The practical tool is the race detector, run via the test toolchain:

go test -short -v -race ./...

-race instruments every memory access and reports the two stacks involved when an unsynchronized access pair occurs. It only catches races on code paths that actually execute, so it is necessary but not sufficient — it cannot prove the absence of races. Run it under realistic concurrency. How to read its output lives in tooling/debugging & profiling and tooling/testing workflow.

Happens-before: the only thing the memory model guarantees

The memory model is a set of “happens-before” edges. A write W is guaranteed visible to a read R only if there is a chain of happens-before edges from W to R. The edges you will use in practice:

Primitive	The edge it creates
Mutex	An `Unlock` happens-before any subsequent `Lock` of the same mutex.
Atomics	An atomic `Store` happens-before any atomic `Load` that observes that stored value.
Channels	A send happens-before the corresponding receive completes; a close happens-before a receive that returns zero because the channel is closed.
Once	The function passed to `once.Do(f)` completes happens-before any `once.Do(...)` call returns.
WaitGroup	The `Done` calls happen-before the `Wait` that they release.
Goroutine start	The `go` statement happens-before the goroutine begins.

Everything else is unordered. Two writes with no connecting edge can be seen in either order, or not at all. This is why you cannot “just” set a flag in one goroutine and spin-read it in another — without an edge, the reader may never see the new value.

Concretely, a mutex hands a write across goroutines like this: the unlock on the writer is what makes its store visible to whoever locks next.

A mutex creates a happens-before edge

Rendering diagram…

sequenceDiagram
participant W as Writer goroutine
participant M as sync.Mutex
participant R as Reader goroutine
W->>M: Lock()
W->>W: counter = 42
W->>M: Unlock()
Note over M: Unlock happens-before<br/>the next Lock
R->>M: Lock()
R->>R: read counter (sees 42)
R->>M: Unlock()

Every primitive in this chapter exists to create one of these edges. The glossary has the formal phrasings of happens-before, data race, and CAS.
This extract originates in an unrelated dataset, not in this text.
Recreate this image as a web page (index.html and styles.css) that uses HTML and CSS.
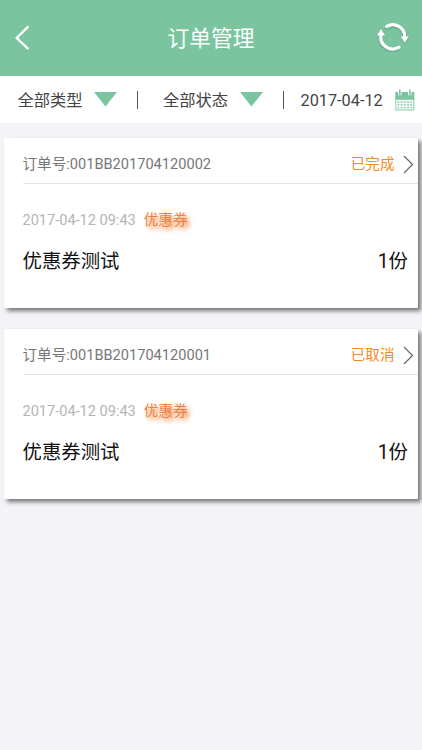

`sync.Mutex`: embed it, protect named fields

The dominant pattern in Go is: put an unexported mu sync.Mutex as a field, document exactly which fields it guards, and have every method Lock/defer Unlock around them. The zero value of a Mutex is an unlocked, ready-to-use mutex — there is no constructor and no initialization step.

type Counter struct {
  mu sync.Mutex // guards n
  n  int
}

func (c *Counter) Inc()       { c.mu.Lock(); defer c.mu.Unlock(); c.n++ }
func (c *Counter) Value() int { c.mu.Lock(); defer c.mu.Unlock(); return c.n }

defer c.mu.Unlock() immediately after Lock() is the idiom: the unlock survives early returns and panics, so you cannot accidentally leave the mutex held. Note the receiver is *Counter, not Counter — a method on a value receiver would lock a copy of the mutex, protecting nothing (more on copying below).

The real thing

A connection-state struct in the codebase is the clean whole-file case study. It leads with the mutex and a one-line contract, then every accessor follows the same shape:

// All methods are thread-safe.
type ConnectionState struct {
  // mu protects all mutable fields in this struct.
  mu sync.Mutex

  User               string
  Settings           *Settings
  PreparedStatements map[string]*query.PreparedStatement
}

func (s *ConnectionState) GetUser() string {
  if s == nil {
    return ""
  }
  s.mu.Lock()
  defer s.mu.Unlock()
  return s.User
}

Three things to absorb:

The comment names what mu guards. “mu protects all mutable fields in this struct” is not decoration — it is the contract that tells a future reader that touching User, Settings, or PreparedStatements without holding mu is a bug. The pairing of lock and data is the only thing keeping the invariant; Go will not check it for you.
The nil-receiver guard comes before the lock. if s == nil { return "" } runs first. Reverse the order and s.mu.Lock() would dereference a nil pointer and panic. This guard recurs in nearly every method so callers holding a possibly-nil *ConnectionState can call methods uniformly.
Map mutation is protected too. Go maps are not safe for concurrent write/read — a concurrent map write is detected by the runtime and crashes the process with fatal error: concurrent map writes, which you’ll see without even needing -race. The mutex is what makes the map safe.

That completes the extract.